**Directive:**
Strip the pictures and reproduce the rest of the listing exactly.

###

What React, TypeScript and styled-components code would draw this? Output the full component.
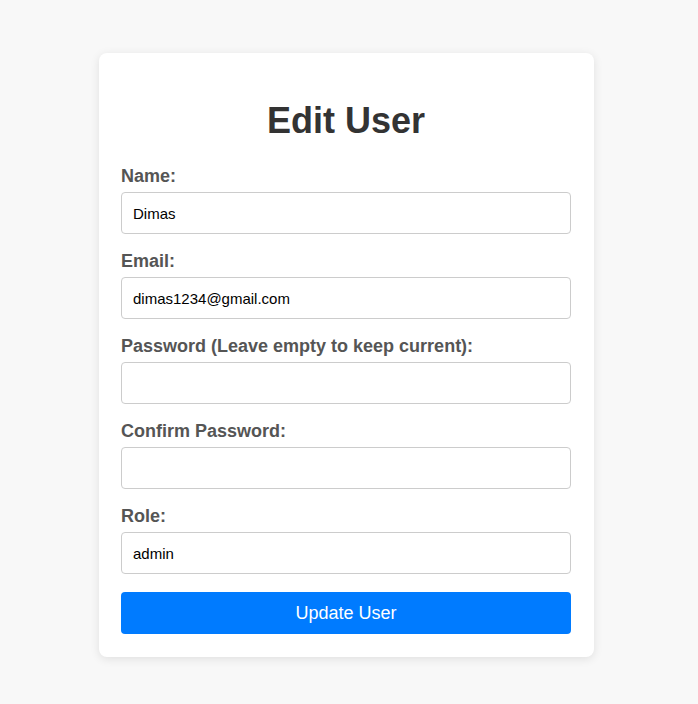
import React from "react";
import styled, { createGlobalStyle } from "styled-components";

const GlobalStyle = createGlobalStyle`
  body {
    margin: 0;
    background-color: #f8f8f8;
    font-family: "Liberation Sans", Arial, sans-serif;
  }
`;

const Page = styled.div`
  display: flex;
  justify-content: flex-start;
  padding: 53px 0 47px 99px;
`;

const Card = styled.div`
  width: 495px;
  box-sizing: border-box;
  padding: 20px 23px 23px 22px;
  background-color: #fff;
  border-radius: 8px;
  box-shadow: 0 2px 10px rgba(0, 0, 0, 0.1);
`;

const Title = styled.h2`
  margin: 27px 0 24px;
  text-align: center;
  font-size: 36px;
  font-weight: 700;
  color: #333;
`;

const Form = styled.form`
  display: flex;
  flex-direction: column;
`;

const Field = styled.div`
  display: flex;
  flex-direction: column;
  margin-bottom: 17px;
`;

const Label = styled.label`
  font-size: 18px;
  font-weight: 700;
  color: #555;
  margin-bottom: 5px;
`;

const Input = styled.input`
  height: 42px;
  box-sizing: border-box;
  padding: 0 11px;
  border: 1px solid #ccc;
  border-radius: 4px;
  font-family: "Liberation Sans", Arial, sans-serif;
  font-size: 15px;
  color: #000;
  outline: none;
`;

const Button = styled.button`
  margin-top: 1px;
  height: 42px;
  border: none;
  border-radius: 4px;
  background-color: #007bff;
  color: #fff;
  font-family: "Liberation Sans", Arial, sans-serif;
  font-size: 18px;
  cursor: pointer;
`;

const fields = [
  { label: "Name:", value: "Dimas", type: "text" },
  { label: "Email:", value: "dimas1234@gmail.com", type: "email" },
  { label: "Password (Leave empty to keep current):", value: "", type: "password" },
  { label: "Confirm Password:", value: "", type: "password" },
  { label: "Role:", value: "admin", type: "text" },
];

export default function App() {
  return (
    <>
      <GlobalStyle />
      <Page>
        <Card>
          <Title>Edit User</Title>
          <Form onSubmit={(e) => e.preventDefault()}>
            {fields.map((f, i) => (
              <Field key={i}>
                <Label>{f.label}</Label>
                <Input type={f.type} defaultValue={f.value} />
              </Field>
            ))}
            <Button type="submit">Update User</Button>
          </Form>
        </Card>
      </Page>
    </>
  );
}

###

**Result of the exercise:**
What React, TypeScript and styled-components code would draw this? Output the full component.
import React from "react";
import styled, { createGlobalStyle } from "styled-components";

const GlobalStyle = createGlobalStyle`
  body {
    margin: 0;
    background-color: #f8f8f8;
    font-family: "Liberation Sans", Arial, sans-serif;
  }
`;

const Page = styled.div`
  display: flex;
  justify-content: flex-start;
  padding: 53px 0 47px 99px;
`;

const Card = styled.div`
  width: 495px;
  box-sizing: border-box;
  padding: 20px 23px 23px 22px;
  background-color: #fff;
  border-radius: 8px;
  box-shadow: 0 2px 10px rgba(0, 0, 0, 0.1);
`;

const Title = styled.h2`
  margin: 27px 0 24px;
  text-align: center;
  font-size: 36px;
  font-weight: 700;
  color: #333;
`;

const Form = styled.form`
  display: flex;
  flex-direction: column;
`;

const Field = styled.div`
  display: flex;
  flex-direction: column;
  margin-bottom: 17px;
`;

const Label = styled.label`
  font-size: 18px;
  font-weight: 700;
  color: #555;
  margin-bottom: 5px;
`;

const Input = styled.input`
  height: 42px;
  box-sizing: border-box;
  padding: 0 11px;
  border: 1px solid #ccc;
  border-radius: 4px;
  font-family: "Liberation Sans", Arial, sans-serif;
  font-size: 15px;
  color: #000;
  outline: none;
`;

const Button = styled.button`
  margin-top: 1px;
  height: 42px;
  border: none;
  border-radius: 4px;
  background-color: #007bff;
  color: #fff;
  font-family: "Liberation Sans", Arial, sans-serif;
  font-size: 18px;
  cursor: pointer;
`;

const fields = [
  { label: "Name:", value: "Dimas", type: "text" },
  { label: "Email:", value: "dimas1234@gmail.com", type: "email" },
  { label: "Password (Leave empty to keep current):", value: "", type: "password" },
  { label: "Confirm Password:", value: "", type: "password" },
  { label: "Role:", value: "admin", type: "text" },
];

export default function App() {
  return (
    <>
      <GlobalStyle />
      <Page>
        <Card>
          <Title>Edit User</Title>
          <Form onSubmit={(e) => e.preventDefault()}>
            {fields.map((f, i) => (
              <Field key={i}>
                <Label>{f.label}</Label>
                <Input type={f.type} defaultValue={f.value} />
              </Field>
            ))}
            <Button type="submit">Update User</Button>
          </Form>
        </Card>
      </Page>
    </>
  );
}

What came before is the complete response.